■ **Material provided**
────────────────────

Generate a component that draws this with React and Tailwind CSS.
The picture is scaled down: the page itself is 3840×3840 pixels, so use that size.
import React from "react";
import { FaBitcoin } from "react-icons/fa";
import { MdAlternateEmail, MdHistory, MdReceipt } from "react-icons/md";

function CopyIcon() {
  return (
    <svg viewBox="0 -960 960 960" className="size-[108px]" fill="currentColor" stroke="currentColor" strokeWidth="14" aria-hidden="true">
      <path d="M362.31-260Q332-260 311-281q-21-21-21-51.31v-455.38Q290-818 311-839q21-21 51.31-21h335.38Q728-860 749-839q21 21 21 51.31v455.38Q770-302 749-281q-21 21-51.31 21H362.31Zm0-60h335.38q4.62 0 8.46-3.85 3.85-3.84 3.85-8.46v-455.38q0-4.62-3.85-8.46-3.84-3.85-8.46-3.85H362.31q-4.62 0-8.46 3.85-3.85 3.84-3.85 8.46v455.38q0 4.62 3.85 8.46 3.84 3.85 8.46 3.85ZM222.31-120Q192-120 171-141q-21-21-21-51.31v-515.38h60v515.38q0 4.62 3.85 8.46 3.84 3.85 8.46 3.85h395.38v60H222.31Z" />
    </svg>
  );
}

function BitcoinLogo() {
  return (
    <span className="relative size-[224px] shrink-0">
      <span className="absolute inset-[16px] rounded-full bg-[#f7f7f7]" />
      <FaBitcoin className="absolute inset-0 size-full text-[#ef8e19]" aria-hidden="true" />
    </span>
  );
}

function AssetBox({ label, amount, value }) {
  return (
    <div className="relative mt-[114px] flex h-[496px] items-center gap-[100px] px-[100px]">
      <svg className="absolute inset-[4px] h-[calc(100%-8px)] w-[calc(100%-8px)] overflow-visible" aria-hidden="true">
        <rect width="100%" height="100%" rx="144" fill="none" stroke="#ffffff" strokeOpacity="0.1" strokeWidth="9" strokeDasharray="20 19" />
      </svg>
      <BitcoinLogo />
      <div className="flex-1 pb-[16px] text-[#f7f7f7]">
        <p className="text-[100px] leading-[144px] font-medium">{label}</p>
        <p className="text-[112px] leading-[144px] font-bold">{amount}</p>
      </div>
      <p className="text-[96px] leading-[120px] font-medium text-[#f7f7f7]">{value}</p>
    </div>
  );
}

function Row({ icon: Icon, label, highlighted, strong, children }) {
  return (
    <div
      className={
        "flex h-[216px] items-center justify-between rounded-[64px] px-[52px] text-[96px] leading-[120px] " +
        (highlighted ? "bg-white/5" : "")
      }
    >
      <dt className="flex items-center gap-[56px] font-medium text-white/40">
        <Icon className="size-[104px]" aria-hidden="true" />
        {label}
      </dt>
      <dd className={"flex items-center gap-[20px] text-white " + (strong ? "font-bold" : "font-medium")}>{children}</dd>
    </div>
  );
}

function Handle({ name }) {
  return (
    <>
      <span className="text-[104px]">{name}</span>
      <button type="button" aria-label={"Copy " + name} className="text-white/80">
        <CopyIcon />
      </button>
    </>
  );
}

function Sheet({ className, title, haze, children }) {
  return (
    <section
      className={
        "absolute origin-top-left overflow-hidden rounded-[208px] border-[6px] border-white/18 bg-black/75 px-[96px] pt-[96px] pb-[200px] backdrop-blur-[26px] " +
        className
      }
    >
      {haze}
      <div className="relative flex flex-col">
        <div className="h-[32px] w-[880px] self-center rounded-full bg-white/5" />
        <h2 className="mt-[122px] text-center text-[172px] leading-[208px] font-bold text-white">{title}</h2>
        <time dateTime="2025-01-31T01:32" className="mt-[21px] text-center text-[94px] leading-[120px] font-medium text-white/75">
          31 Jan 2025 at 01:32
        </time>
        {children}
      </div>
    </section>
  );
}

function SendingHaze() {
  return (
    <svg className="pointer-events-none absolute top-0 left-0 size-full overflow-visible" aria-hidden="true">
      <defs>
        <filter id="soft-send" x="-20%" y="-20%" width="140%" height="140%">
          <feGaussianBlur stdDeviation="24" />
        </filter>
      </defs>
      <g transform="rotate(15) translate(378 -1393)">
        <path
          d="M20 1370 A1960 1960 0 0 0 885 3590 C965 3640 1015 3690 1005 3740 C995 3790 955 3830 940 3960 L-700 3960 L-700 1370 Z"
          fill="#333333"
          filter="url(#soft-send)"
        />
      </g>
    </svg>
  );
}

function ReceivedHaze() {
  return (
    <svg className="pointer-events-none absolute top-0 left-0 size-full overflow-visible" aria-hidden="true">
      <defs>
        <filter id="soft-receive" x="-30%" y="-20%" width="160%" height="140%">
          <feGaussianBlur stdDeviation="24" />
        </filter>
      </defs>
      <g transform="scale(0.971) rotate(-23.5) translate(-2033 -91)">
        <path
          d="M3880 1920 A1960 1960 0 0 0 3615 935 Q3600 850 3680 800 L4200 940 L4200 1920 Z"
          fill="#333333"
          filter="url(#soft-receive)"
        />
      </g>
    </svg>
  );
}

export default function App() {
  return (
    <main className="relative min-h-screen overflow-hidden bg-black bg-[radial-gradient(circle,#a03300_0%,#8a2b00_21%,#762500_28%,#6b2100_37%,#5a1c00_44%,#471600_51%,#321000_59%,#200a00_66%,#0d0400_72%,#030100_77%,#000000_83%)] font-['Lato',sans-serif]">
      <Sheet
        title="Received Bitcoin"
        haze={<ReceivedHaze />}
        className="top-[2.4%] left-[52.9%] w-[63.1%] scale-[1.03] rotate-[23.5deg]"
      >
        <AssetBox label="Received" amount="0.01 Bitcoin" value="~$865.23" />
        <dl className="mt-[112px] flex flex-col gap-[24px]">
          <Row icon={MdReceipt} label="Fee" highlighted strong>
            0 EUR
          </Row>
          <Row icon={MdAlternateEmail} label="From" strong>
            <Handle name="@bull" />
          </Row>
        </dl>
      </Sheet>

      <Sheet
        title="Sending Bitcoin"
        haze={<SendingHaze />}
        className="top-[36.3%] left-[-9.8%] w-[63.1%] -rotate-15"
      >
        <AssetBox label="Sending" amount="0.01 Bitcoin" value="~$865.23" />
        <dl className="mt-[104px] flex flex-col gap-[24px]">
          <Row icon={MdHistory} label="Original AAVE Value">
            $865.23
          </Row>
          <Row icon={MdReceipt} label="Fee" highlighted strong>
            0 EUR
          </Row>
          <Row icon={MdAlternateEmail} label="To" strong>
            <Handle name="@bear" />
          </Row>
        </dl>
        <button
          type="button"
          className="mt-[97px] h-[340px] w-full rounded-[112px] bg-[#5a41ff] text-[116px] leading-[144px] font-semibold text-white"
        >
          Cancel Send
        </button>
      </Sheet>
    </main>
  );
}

────────────────────

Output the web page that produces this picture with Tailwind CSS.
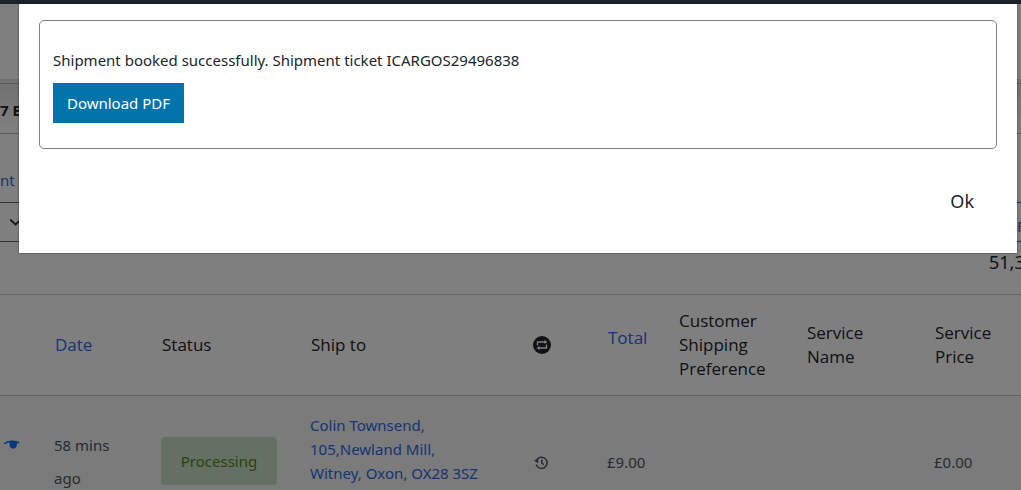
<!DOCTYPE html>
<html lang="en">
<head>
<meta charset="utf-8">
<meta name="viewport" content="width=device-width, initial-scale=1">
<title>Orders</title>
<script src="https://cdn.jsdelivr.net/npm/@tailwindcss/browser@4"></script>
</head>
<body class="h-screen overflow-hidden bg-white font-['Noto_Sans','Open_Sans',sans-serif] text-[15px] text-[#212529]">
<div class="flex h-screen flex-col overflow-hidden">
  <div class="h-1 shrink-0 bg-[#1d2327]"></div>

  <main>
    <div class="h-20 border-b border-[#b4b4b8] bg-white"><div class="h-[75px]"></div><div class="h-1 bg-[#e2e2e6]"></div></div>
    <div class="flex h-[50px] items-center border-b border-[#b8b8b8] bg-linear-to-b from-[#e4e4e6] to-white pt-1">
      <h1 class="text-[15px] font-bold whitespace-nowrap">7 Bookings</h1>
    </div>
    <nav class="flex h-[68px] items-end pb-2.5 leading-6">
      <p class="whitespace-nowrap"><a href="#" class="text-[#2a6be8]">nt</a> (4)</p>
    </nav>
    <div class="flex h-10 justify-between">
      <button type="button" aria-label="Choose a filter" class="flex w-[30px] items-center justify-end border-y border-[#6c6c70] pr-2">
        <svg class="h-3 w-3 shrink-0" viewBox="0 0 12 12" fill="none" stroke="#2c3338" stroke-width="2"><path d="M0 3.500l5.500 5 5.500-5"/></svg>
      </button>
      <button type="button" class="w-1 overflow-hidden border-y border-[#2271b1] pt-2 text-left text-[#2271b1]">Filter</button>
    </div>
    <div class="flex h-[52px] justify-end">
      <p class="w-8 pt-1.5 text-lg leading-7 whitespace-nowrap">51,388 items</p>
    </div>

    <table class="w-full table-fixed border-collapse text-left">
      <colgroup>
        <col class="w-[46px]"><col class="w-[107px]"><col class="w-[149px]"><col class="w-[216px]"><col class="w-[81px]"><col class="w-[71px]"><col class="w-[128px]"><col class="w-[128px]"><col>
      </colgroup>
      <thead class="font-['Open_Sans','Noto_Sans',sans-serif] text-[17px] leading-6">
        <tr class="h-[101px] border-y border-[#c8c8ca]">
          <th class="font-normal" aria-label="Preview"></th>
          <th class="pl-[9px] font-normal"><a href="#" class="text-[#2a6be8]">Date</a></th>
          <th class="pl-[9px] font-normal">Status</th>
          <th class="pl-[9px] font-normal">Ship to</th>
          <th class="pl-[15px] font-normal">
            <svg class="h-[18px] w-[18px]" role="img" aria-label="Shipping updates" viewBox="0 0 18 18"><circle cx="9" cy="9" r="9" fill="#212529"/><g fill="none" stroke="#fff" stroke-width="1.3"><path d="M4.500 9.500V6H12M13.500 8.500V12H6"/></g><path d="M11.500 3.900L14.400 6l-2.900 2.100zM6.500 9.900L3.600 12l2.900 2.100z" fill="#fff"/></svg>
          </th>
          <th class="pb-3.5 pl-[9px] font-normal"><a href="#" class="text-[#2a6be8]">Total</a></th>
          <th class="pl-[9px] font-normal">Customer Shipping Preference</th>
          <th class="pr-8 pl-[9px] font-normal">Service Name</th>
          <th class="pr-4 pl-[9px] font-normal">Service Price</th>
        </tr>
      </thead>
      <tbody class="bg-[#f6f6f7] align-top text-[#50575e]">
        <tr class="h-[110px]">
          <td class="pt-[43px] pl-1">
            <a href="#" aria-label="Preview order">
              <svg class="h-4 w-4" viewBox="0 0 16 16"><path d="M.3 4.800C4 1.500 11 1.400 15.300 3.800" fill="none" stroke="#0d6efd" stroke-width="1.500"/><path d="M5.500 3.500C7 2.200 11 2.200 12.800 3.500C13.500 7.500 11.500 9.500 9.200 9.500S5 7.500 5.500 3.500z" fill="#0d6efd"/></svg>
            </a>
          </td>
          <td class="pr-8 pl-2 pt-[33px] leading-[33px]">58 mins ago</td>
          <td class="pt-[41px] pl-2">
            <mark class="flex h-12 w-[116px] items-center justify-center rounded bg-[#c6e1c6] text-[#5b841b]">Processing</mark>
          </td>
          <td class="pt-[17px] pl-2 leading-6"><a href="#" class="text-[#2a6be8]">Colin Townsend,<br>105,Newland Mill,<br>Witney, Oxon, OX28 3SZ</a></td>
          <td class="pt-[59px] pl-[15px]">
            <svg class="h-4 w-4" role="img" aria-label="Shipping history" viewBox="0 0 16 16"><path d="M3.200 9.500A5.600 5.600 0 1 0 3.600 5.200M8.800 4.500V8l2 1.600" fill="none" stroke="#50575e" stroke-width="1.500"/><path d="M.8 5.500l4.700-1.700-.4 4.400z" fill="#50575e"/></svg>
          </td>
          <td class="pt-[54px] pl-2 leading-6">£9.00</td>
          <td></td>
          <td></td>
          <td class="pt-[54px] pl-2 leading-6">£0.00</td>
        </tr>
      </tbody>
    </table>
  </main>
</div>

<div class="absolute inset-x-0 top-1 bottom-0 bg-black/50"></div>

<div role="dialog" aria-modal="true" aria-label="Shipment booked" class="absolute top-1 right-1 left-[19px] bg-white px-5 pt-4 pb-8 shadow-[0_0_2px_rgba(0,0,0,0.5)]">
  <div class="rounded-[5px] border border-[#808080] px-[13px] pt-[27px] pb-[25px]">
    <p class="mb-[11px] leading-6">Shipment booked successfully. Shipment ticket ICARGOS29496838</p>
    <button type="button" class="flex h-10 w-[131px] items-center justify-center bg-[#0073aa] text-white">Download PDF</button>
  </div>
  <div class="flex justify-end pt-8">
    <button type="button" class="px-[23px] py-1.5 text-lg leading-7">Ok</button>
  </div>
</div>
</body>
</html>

────────────────────

■ **What to produce**
Give back, word for word, each line from the one containing "The picture is" down to the one containing "MdAlternateEmail, MdHistory, MdReceipt", including those two lines.

■ **Correct answer**
The picture is scaled down: the page itself is 3840×3840 pixels, so use that size.
import React from "react";
import { FaBitcoin } from "react-icons/fa";
import { MdAlternateEmail, MdHistory, MdReceipt } from "react-icons/md";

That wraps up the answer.